- RECORD SET:

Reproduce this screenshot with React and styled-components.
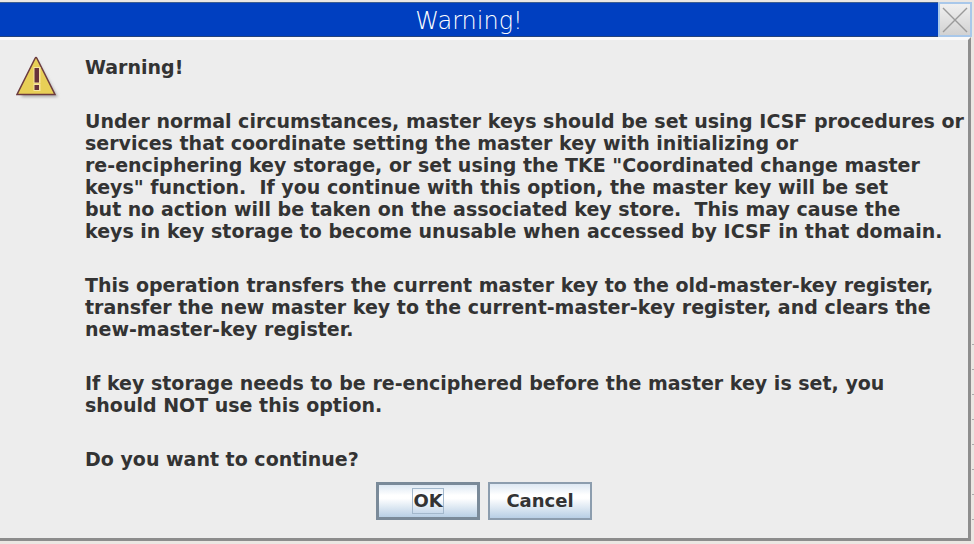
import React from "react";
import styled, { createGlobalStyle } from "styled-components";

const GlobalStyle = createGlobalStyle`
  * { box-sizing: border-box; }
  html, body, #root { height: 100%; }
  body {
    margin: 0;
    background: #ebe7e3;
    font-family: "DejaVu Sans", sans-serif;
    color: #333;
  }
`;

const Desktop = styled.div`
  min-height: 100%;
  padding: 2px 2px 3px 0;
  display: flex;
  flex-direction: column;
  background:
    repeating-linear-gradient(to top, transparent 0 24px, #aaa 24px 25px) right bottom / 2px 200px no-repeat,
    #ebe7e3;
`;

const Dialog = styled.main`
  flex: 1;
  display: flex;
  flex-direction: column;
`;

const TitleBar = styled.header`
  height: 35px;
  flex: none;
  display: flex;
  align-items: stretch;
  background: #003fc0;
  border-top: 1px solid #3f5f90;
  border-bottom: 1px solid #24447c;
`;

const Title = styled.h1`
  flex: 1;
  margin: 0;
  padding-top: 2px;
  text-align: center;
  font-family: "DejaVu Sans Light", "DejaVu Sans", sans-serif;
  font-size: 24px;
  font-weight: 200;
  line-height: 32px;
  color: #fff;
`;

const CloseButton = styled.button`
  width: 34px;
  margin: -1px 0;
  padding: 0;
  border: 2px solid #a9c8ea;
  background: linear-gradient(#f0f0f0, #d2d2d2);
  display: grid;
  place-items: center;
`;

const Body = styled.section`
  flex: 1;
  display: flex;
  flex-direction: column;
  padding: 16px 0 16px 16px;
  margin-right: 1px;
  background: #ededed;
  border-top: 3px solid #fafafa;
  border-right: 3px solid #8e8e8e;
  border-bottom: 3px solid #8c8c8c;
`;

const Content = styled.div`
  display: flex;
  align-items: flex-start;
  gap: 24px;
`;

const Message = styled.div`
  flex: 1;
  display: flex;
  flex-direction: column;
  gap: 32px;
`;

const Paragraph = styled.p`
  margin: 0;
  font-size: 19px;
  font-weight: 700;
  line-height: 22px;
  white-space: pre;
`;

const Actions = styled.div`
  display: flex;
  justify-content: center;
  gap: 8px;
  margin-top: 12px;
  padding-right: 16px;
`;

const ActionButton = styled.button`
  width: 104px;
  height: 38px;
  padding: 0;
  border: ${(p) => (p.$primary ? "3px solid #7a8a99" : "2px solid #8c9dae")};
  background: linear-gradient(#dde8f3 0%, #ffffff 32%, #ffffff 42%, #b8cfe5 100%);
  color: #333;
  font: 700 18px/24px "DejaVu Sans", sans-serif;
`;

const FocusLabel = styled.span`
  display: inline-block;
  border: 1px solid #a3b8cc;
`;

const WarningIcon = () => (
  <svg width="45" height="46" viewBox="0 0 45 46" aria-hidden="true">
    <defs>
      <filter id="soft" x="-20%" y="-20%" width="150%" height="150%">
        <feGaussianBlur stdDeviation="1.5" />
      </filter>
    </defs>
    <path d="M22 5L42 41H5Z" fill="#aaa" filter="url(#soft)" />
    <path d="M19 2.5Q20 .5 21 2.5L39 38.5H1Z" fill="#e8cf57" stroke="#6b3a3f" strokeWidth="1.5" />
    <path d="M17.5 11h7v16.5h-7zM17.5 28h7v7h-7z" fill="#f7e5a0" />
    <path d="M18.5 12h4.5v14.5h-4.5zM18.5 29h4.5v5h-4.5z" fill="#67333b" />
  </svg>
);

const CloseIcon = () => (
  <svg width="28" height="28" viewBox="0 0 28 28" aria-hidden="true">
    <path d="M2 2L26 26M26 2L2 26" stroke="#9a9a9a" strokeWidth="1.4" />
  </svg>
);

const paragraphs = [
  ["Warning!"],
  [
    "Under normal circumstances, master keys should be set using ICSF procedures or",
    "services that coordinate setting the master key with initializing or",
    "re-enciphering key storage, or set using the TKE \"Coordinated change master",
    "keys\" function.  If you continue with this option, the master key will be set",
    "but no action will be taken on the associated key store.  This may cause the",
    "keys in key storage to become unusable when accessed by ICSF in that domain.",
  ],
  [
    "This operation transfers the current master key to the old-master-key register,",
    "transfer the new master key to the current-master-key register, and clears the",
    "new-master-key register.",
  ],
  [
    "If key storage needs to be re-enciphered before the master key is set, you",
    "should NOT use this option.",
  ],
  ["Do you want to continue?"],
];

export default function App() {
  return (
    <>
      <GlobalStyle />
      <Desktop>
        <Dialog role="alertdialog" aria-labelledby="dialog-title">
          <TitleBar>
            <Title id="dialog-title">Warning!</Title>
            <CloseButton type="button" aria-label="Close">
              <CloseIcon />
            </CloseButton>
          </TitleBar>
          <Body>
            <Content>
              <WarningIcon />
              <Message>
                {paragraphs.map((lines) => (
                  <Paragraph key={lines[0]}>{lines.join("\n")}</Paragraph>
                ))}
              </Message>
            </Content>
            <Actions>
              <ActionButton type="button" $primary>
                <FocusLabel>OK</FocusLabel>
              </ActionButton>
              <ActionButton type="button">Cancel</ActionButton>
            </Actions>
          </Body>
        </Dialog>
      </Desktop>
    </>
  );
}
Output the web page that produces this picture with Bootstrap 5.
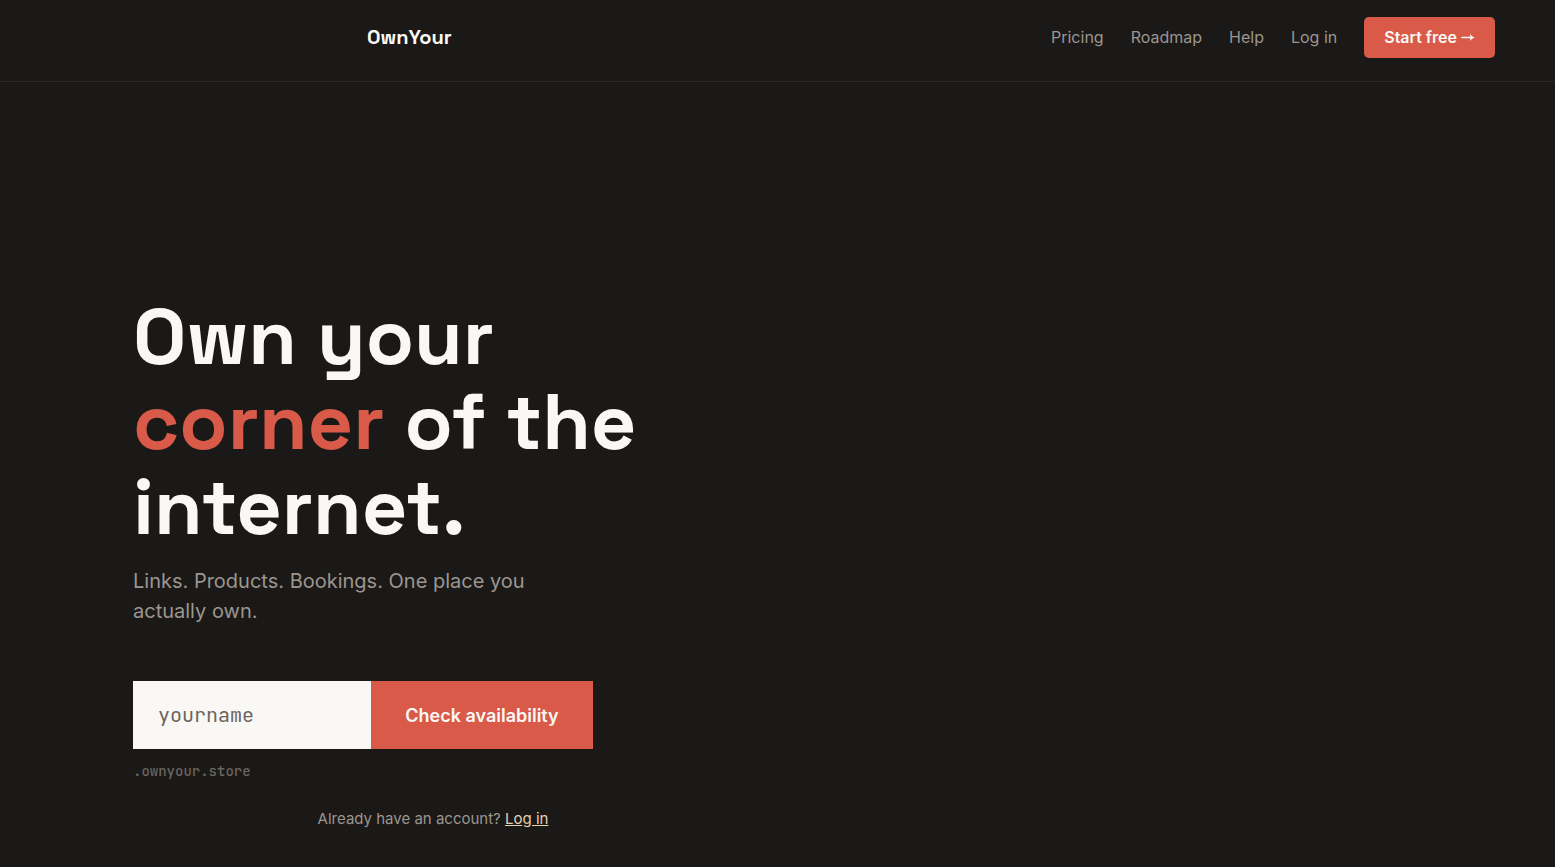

- TASK DESCRIPTION:
Gather all lines of the records that include the word "components".

- SOLUTION:
Reproduce this screenshot with React and styled-components.
import styled, { createGlobalStyle } from "styled-components";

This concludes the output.